Statistics can be computed by doing a complete scan of an object, or then can be reasonably estimated based upon analysis of a random sample of the data. It is often possible to get a very decent estimate based on a much smaller random sample.
A database might be configured to recompute statistics upon each update to the database, to recompute less frequently but at fixed intervals, or to only recompute if explicitly instructed to do so by the database administrator.
For our course, we have chosen to compute statistics for all three versions of the TIGER database. We chose to do 25% sampling, and to create histograms with up to 20 buckets. We can examine some of these statistics, for example with the query
select * from ALL_TABLES where owner = 'TIGER';There are many, many columns in this catalog table. If you wish to see a description of the columns, execute
select * from DICT_COLUMNS where table_name = 'ALL_INDEXES';Looking at the results, we can find the following. Table Chainside has approximately 2,564,380 records (NUM_ROWS) with statistics based on a sample size of 641095 records. The table resides on 9451 pages of data (BLOCKS), with an average record length of 23 bytes (AVG_ROW_LEN). So there are approximately 271 records per block, with the blocksize set to 8192 bytes. So it appears that about 76% of each page is devoted to the actual records; the remainder is either overhead or free space. The file structure is set up so that at least 10% of each block must be left free.

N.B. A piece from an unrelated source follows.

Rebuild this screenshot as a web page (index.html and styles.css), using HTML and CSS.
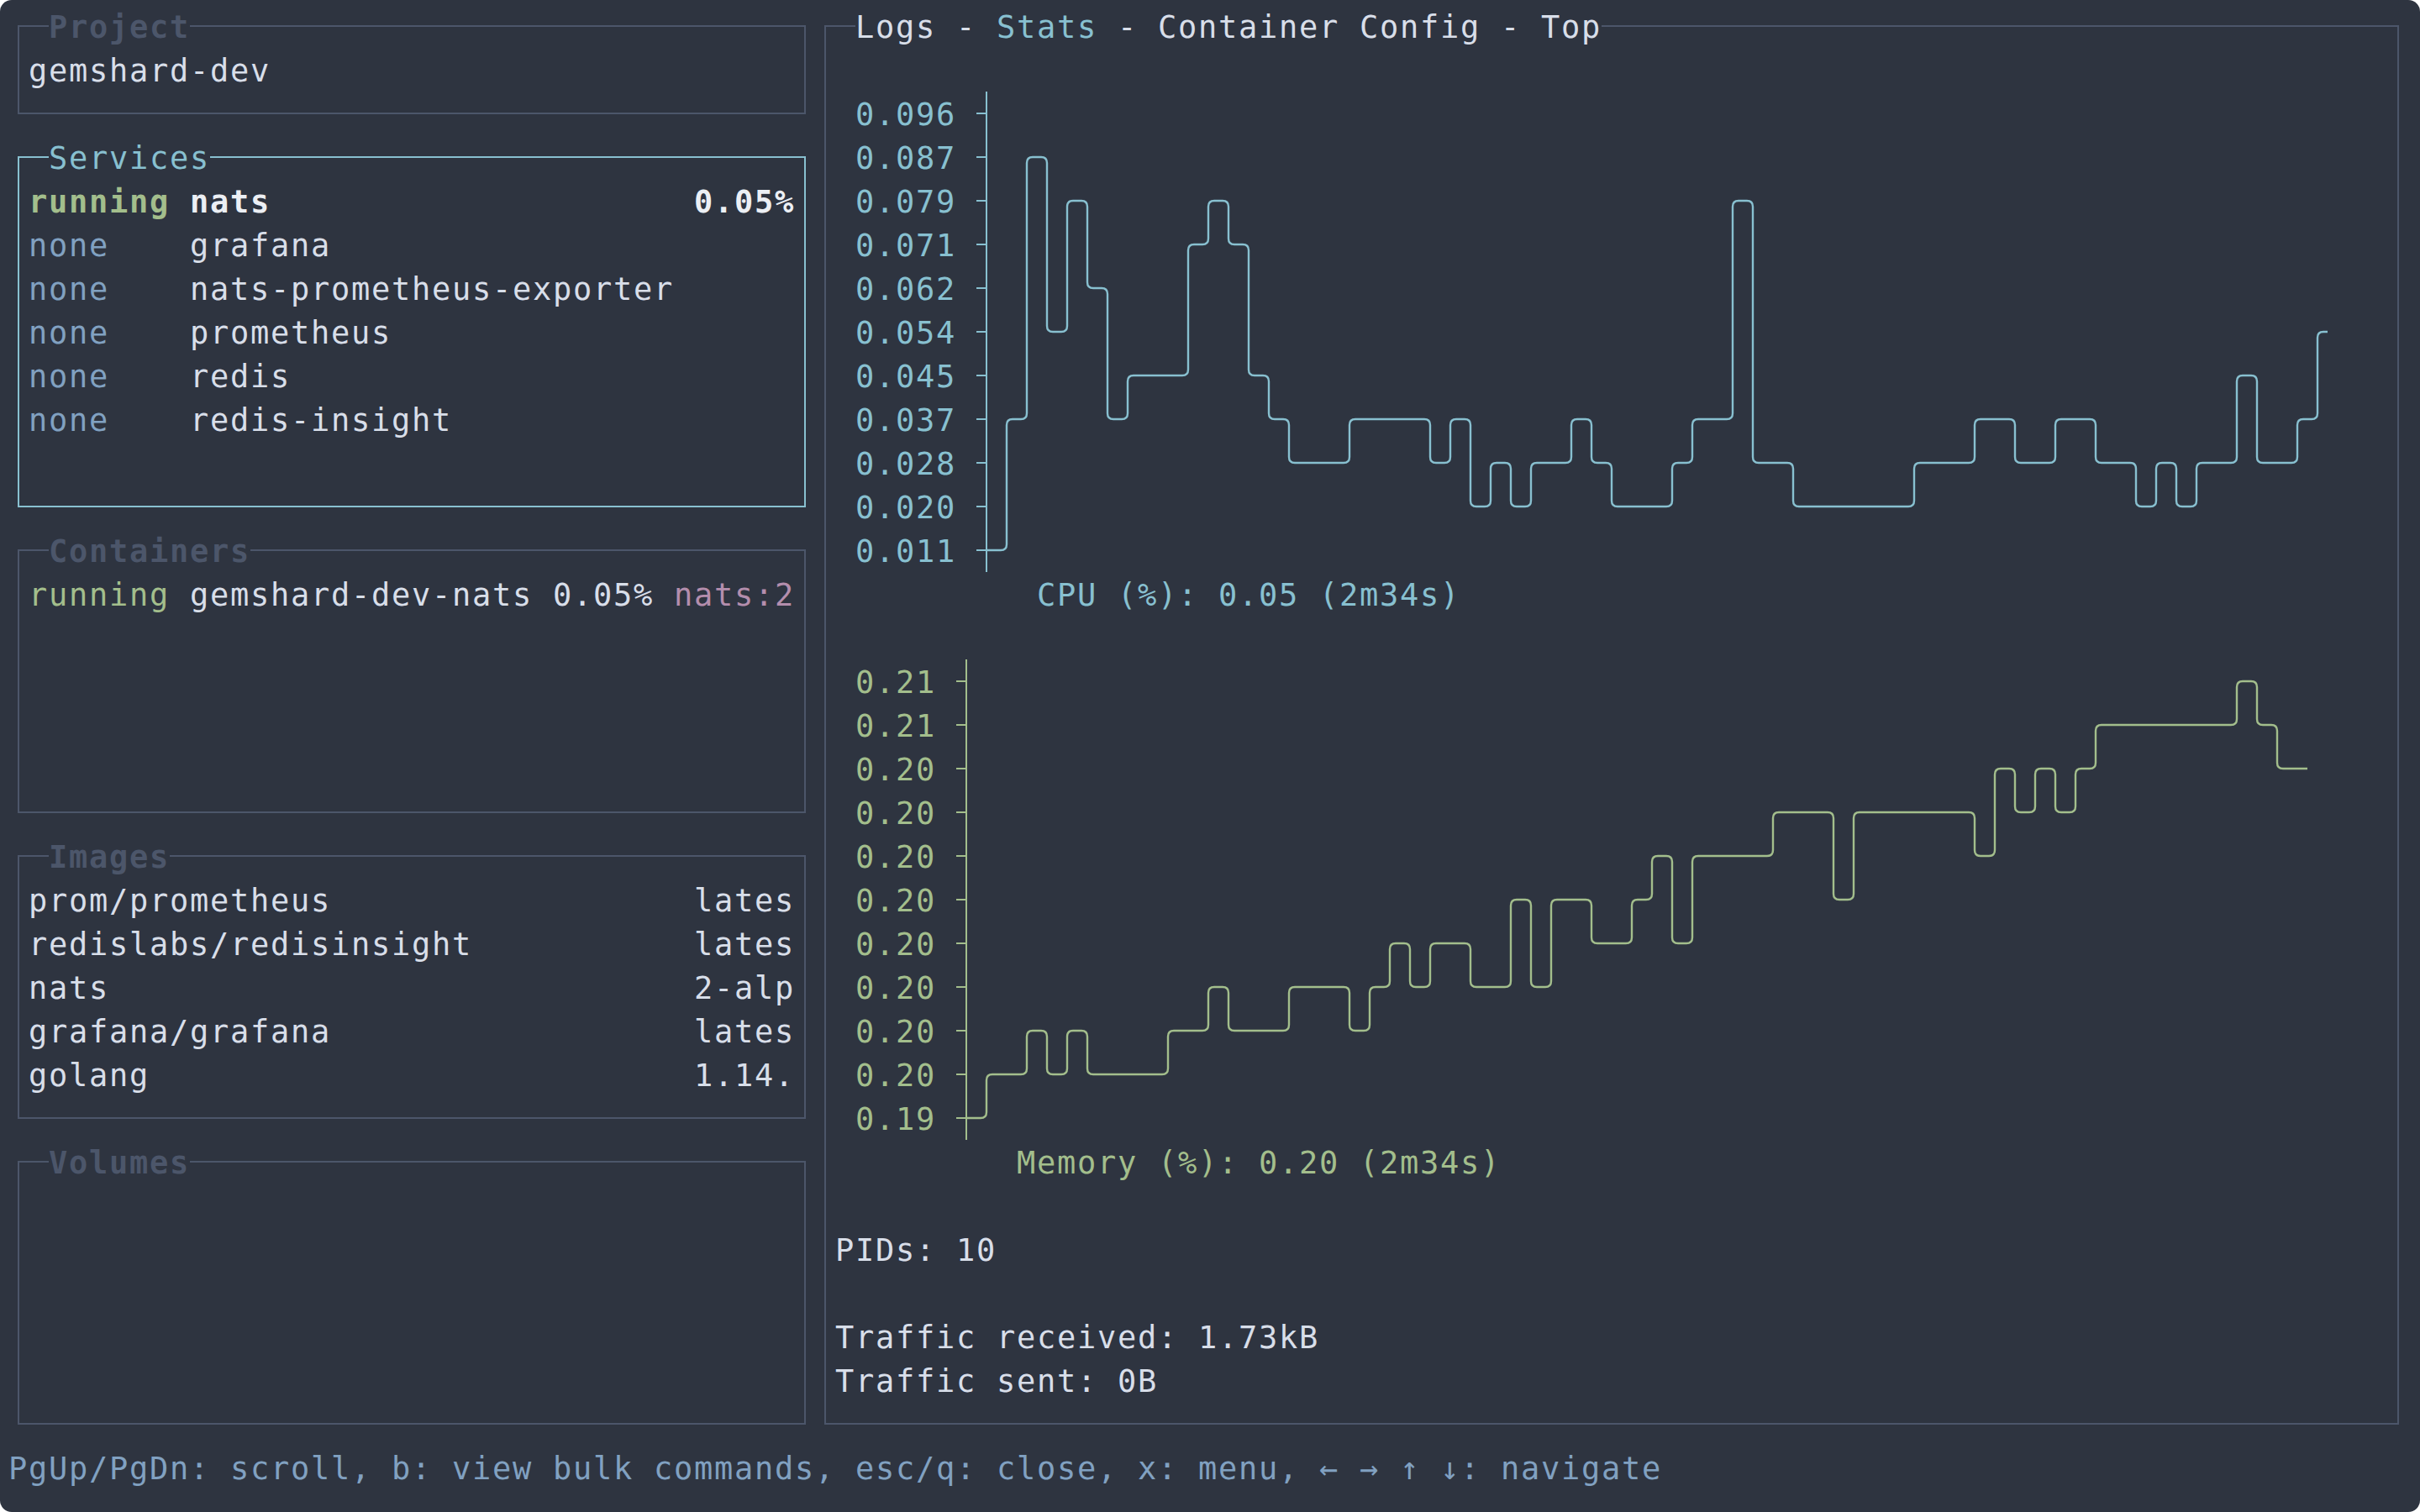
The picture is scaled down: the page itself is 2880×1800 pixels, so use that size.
FILE: index.html
```html
<!DOCTYPE html>
<html lang="en">
<head>
<meta charset="utf-8">
<title>lazydocker - gemshard-dev</title>
<link rel="stylesheet" href="styles.css">
</head>
<body>
<div class="window">
  <div class="main">
    <div class="side">
      <section class="box">
        <h2 class="title">Project</h2>
        <div class="line">gemshard-dev</div>
      </section>
      <section class="box focused">
        <h2 class="title">Services</h2>
        <div class="row sel"><span><span class="green">running</span> nats</span><span>0.05%</span></div>
        <div class="line"><span class="blue">none</span>    grafana</div>
        <div class="line"><span class="blue">none</span>    nats-prometheus-exporter</div>
        <div class="line"><span class="blue">none</span>    prometheus</div>
        <div class="line"><span class="blue">none</span>    redis</div>
        <div class="line"><span class="blue">none</span>    redis-insight</div>
      </section>
      <section class="box">
        <h2 class="title">Containers</h2>
        <div class="line"><span class="green">running</span> gemshard-dev-nats 0.05% <span class="magenta">nats:2</span></div>
      </section>
      <section class="box">
        <h2 class="title">Images</h2>
        <div class="row"><span>prom/prometheus</span><span>lates</span></div>
        <div class="row"><span>redislabs/redisinsight</span><span>lates</span></div>
        <div class="row"><span>nats</span><span>2-alp</span></div>
        <div class="row"><span>grafana/grafana</span><span>lates</span></div>
        <div class="row"><span>golang</span><span>1.14.</span></div>
      </section>
      <section class="box">
        <h2 class="title">Volumes</h2>
      </section>
    </div>
    <section class="box detail">
      <h2 class="title plain">Logs - <span class="cyan">Stats</span> - Container Config - Top</h2>
      <div class="line"></div>
      <div class="chart cpu">
        <div class="labels">
          <div>0.096</div><div>0.087</div><div>0.079</div><div>0.071</div><div>0.062</div><div>0.054</div><div>0.045</div><div>0.037</div><div>0.028</div><div>0.020</div><div>0.011</div>
        </div>
        <svg class="plot" id="cpu-plot" width="1608" height="572" viewBox="0 0 1608 572"><path class="axis"/><path class="series"/></svg>
      </div>
      <div class="line cyan">          CPU (%): 0.05 (2m34s)</div>
      <div class="line"></div>
      <div class="chart mem">
        <div class="labels">
          <div>0.21</div><div>0.21</div><div>0.20</div><div>0.20</div><div>0.20</div><div>0.20</div><div>0.20</div><div>0.20</div><div>0.20</div><div>0.20</div><div>0.19</div>
        </div>
        <svg class="plot" id="mem-plot" width="1608" height="572" viewBox="0 0 1608 572"><path class="axis"/><path class="series"/></svg>
      </div>
      <div class="line green">         Memory (%): 0.20 (2m34s)</div>
      <div class="line"></div>
      <div class="line">PIDs: 10</div>
      <div class="line"></div>
      <div class="line">Traffic received: 1.73kB</div>
      <div class="line">Traffic sent: 0B</div>
    </section>
  </div>
  <div class="footer">PgUp/PgDn: scroll, b: view bulk commands, esc/q: close, x: menu, ← → ↑ ↓: navigate</div>
</div>
<script src="script.js"></script>
</body>
</html>
```
FILE: styles.css
```css
html, body {
  margin: 0;
  background: #ffffff;
}
body {
  font-family: "DejaVu Sans Mono", "Liberation Mono", monospace;
  font-size: 37px;
  letter-spacing: 1.724px;
  line-height: 52px;
  color: #d8dee9;
}
.window {
  width: 2880px;
  height: 1800px;
  box-sizing: border-box;
  padding: 5px 14px 0 10px;
  background: #2e3440;
  border-radius: 14px;
  overflow: hidden;
}
.main {
  display: grid;
  grid-template-columns: 960px 1896px;
  height: 1716px;
}
.side {
  display: grid;
  grid-template-rows: 156px 468px 364px 364px 364px;
}
.box {
  margin: 25px 11px;
  border: 2px solid #4c566a;
  padding: 25px 11px;
  display: flex;
  flex-direction: column;
  min-height: 0;
}
.box.focused {
  border-color: #88c0d0;
}
.title {
  margin: -52px 0 0 24px;
  font: inherit;
  font-weight: bold;
  height: 52px;
  box-sizing: border-box;
  padding-top: 2px;
  align-self: flex-start;
  background: #2e3440;
  color: #4c566a;
  white-space: pre;
}
.focused .title {
  font-weight: normal;
  color: #88c0d0;
}
.title.plain {
  font-weight: normal;
  color: #d8dee9;
}
.line,
.row,
.labels div,
.footer {
  height: 52px;
  box-sizing: border-box;
  padding-top: 2px;
  white-space: pre;
  flex-shrink: 0;
}
.row {
  display: flex;
  justify-content: space-between;
}
.row.sel {
  font-weight: bold;
  color: #eceff4;
}
.green { color: #a3be8c; }
.blue { color: #81a1c1; }
.cyan { color: #88c0d0; }
.magenta { color: #b48ead; }
.chart {
  display: flex;
  height: 572px;
  flex-shrink: 0;
}
.labels {
  box-sizing: border-box;
  padding-left: 24px;
  flex-shrink: 0;
}
.cpu .labels { width: 168px; color: #88c0d0; }
.mem .labels { width: 144px; color: #a3be8c; }
.plot {
  display: block;
  flex-shrink: 0;
}
.plot path {
  fill: none;
  stroke-width: 2.4;
}
.plot path.axis {
  stroke-width: 2;
}
.cpu .plot path { stroke: #88c0d0; }
.mem .plot path { stroke: #a3be8c; }
.footer {
  color: #81a1c1;
}
```
FILE: script.js
```js
(function () {
  var CW = 24, RH = 52, R = 7;
  function y(r) { return r * RH + RH / 2; }
  function series(vals) {
    var d = 'M' + CW / 2 + ' ' + y(vals[0]) + ' H' + CW;
    for (var i = 1; i < vals.length; i++) {
      var a = vals[i - 1], b = vals[i];
      var L = i * CW, X = L + CW / 2, Rt = L + CW;
      if (a === b) { d += ' H' + Rt; continue; }
      var ya = y(a), yb = y(b), s = b < a ? -1 : 1;
      d += ' H' + (X - R) + ' Q' + X + ' ' + ya + ' ' + X + ' ' + (ya + s * R) +
           ' V' + (yb - s * R) + ' Q' + X + ' ' + yb + ' ' + (X + R) + ' ' + yb + ' H' + Rt;
    }
    return d;
  }
  function axis(rows) {
    var d = 'M' + CW / 2 + ' 0 V' + rows * RH;
    for (var r = 0; r < rows; r++) d += ' M0 ' + y(r) + ' H' + CW / 2;
    return d;
  }
  var cpu = [12,9,3,7,4,6,9,8,8,8,5,4,5,8,9,10,10,10,9,9,9,9,10,9,11,10,11,10,10,9,10,11,11,11,10,9,9,4,10,10,11,11,11,11,11,11,10,10,10,9,9,10,10,9,9,10,10,11,10,11,10,10,8,10,10,9,7]
    .map(function (v) { return v - 2; });
  var mem = [25,24,24,23,24,23,24,24,24,24,23,23,22,23,23,23,22,22,22,23,22,21,22,21,21,22,22,20,22,20,20,21,21,20,19,21,19,19,19,19,18,18,18,20,18,18,18,18,18,18,19,17,18,17,18,17,16,16,16,16,16,16,16,15,16,17,17]
    .map(function (v) { return v - 15; });
  [['cpu-plot', cpu], ['mem-plot', mem]].forEach(function (p) {
    var svg = document.getElementById(p[0]);
    svg.querySelector('.axis').setAttribute('d', axis(11));
    svg.querySelector('.series').setAttribute('d', series(p[1]));
  });
})();
```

In contrast, table Point has approximately 915004 records over 3022 blocks, and an average record length of only 18 bytes. The table with the largest records on average is CFCC (presumably because some of the descriptions are quite long).
We can get more detailed information on a column-by-column basis with the query
select * from ALL_TAB_COLUMNS where owner = 'TIGER';Here, you find information such as NUM_NULLS or NUM_DISINCT.
We can find even more specific details by looking at a histogram for each column, via
select * from ALL_TAB_HISTOGRAMS where owner = 'TIGER';
We can also gather statistics on the indexes, which can then be viewed via:
select * from ALL_INDEXES where owner = 'TIGER';Among the interesting statistics there include LEAF_BLOCKS, BLEVEL, DISINCT_KEYS.
Oracle's Query Optimizer
Oracle has two different version of a query optimizer.
On any given query, we can have Oracle explain its chosen plan to us.
If you would like the plan shown to you after every query in your session, you can enter the command set autotrace on once, at the beginning of your session. In addition to the execution plan, it will give you more detailed statistics about the evaluation, such as the number of reads, and the number of internal or external sorts.
Note: In order to use these features yourself, you must run the script utlxplan.sql (a copy of this script is also on patel2 in /home/cs341/scripts).
In the case that you want to see a trace of a query which produce a lot of output, you can use set autotrace traceonly, in which case the trace information and statistics will be shown for each query, but the user's output will not. In this mode, the query still gets evaluated; so if it takes a long time, you will have to wait, but the output is shielded.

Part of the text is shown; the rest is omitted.